Nabeel Rajab, dissidente politico e attivista per i diritti umani del Bahrein, è stato liberato. Rajab era stato imprigionato nel maggio del 2015, con l’accusa di aver offeso e insultato le autorità del Paese. L’agenzia giornalistica Bahrain News Agency ha riferito che il re Hamad ha deciso di concedergli la grazia, perché l’attivista soffre di problemi di salute.
Rajab è il presidente dell’organizzazione no-profit Bahrain Centre for Human Rights (Bchr), da lui fondata nel 2002. Sin dagli anni Novanta, è stato una delle voci più critiche nel Bahrein, e nel mondo arabo in generale. Ha denunciato con coraggio gli abusi da parte del governo e, a causa del suo lavoro e delle sue campagne, ha subìto arresti, minacce e intimidazioni fisiche.
Il 14 maggio del 2015 una corte del Bahrein ha confermato in appello la condanna per Rajab a sei mesi di carcere, per alcuni messaggi su Twitter e un articolo pubblicati nel settembre del 2014. Le parole di Rajab erano state considerate offensive perché accusavano il governo di essere “l’incubatore ideologico” del terrorismo, e avevano insinuato che alcuni soldati delle forze governative si fossero uniti all’Isis.

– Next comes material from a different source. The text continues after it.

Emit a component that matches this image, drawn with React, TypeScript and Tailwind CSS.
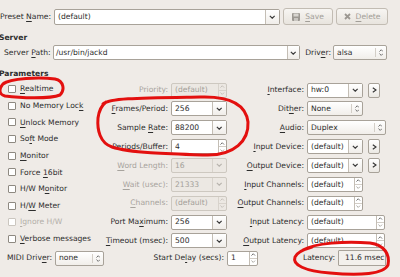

Rajab era già stato incarcerato a causa della sua opposizione al regime. Nel 2012 fu condannato a due anni di prigione per il suo ruolo nelle proteste contro il governo durante la primavera araba.
In Bahrein tra il 65 e il 75 per cento degli abitanti – tra cui Rajab – è di fede musulmana sciita. Tuttavia al potere vi è una monarchia sunnita. Ispirati dalla primavera araba, nel 2011 gli sciiti cominciarono a manifestare per i loro diritti. Il governo del Bahrein e i suoi alleati, tra cui l’Arabia Saudita, repressero con violenza le proteste, uccidendo centinaia di civili.
Numerose organizzazioni per i diritti umani – tra cui Amnesty International, Human Rights Watch e Front Line Defenders – hanno spesso lanciato appelli per la liberazione di Rajab e denunciato le limitazioni alla libertà di stampa da parte del governo del Bahrein.
Il 30 giugno scorso inoltre molti attivisti e organizzazioni hanno criticato la decisione del governo statunitense di fornire nuovamente aiuti militari al Bahrein, che erano stati bloccati nel 2011 durante la violenta repressione delle proteste anti-governative.
Nel gennaio del 2015, Rajab aveva detto ad Amnesty International: “La persecuzione ingiusta e continua nei miei confronti da parte delle autorità è solo uno degli esempi di quello che subiscono molti altri attivisti nella regione del Golfo. Non solo siamo le vittime della repressione dei nostri governi, ma siamo anche vittime del silenzio, dell’ipocrisia e della mancanza di imparzialità della comunità internazionale. I cittadini dei nostri Paesi, che sono affamati di libertà e di giustizia sociale, sono coloro che ne pagano il prezzo”.